The image of Red Jackson was part of Gordon Parks’ photo essay “Harlem Gang Leader.”  It was his second major assignment for LIFE, and he spent a month with 17-year-old gang leader Red Jackson and his gang.

Parks hoped the photo essay would show that, with the right kind of help, juvenile delinquents could turn their lives around.

Childhood’s End

The photo below was shot while Parks was at the FSA.

“Young boy standing in the doorway of his home on Seaton Road in the northwest section. His leg was cut off by a streetcar while he was playing in the street.”

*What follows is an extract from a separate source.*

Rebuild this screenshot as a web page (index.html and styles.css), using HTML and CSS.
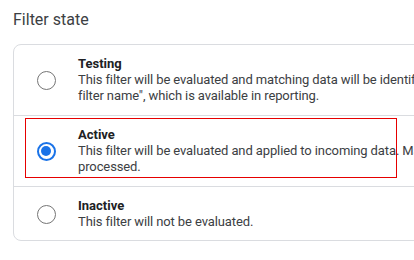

On the surface, this photo seems fairly straightforward. There’s a boy standing on crutches looking at two children across the way. The camera is placed at the boy’s eye level, so I see the world from his vantage point. He’s a smallish figure, just a little boy framed by a large doorway. For me, the composition shows his sense of loss and isolation. The walls and door seem to loom over him. They’re like a visual metaphor showing how his injury overshadows him, upending his childhood and challenging his days.

The diagonal lines of the door panel send my eye past the boy to the two children seated on the stoop. As the boy regards the children across the way, his position in the frame accentuates the gulf that separates him from his playmates. There’s a tentativeness in the boy’s body language, which gives me a glimpse of what he must be feeling.

It’s easy to imagine the boy’s mother standing somewhere in the shadows, her hands clasped in hope that her little boy will somehow be able to heal from this tragedy. This photo makes me share Park’s empathy for the boy’s plight. There’s vulnerability there, but also dignity.

An Invitation

The exhibit “Gordon Parks: The New Tide, Early Work 1940-1950” will be at the National Gallery of Art in Washington, D.C. until Feb 19th of next year. I hope you get a chance to see the show.

After taking a year off, I’m excited to be writing again for The Vision Thing. After looking at Gordon Park’s work, I kept wanting more and this post ended up longer and more detailed than I expected.

So, what are your thoughts? Too much information? Just right? Your comments are always welcome.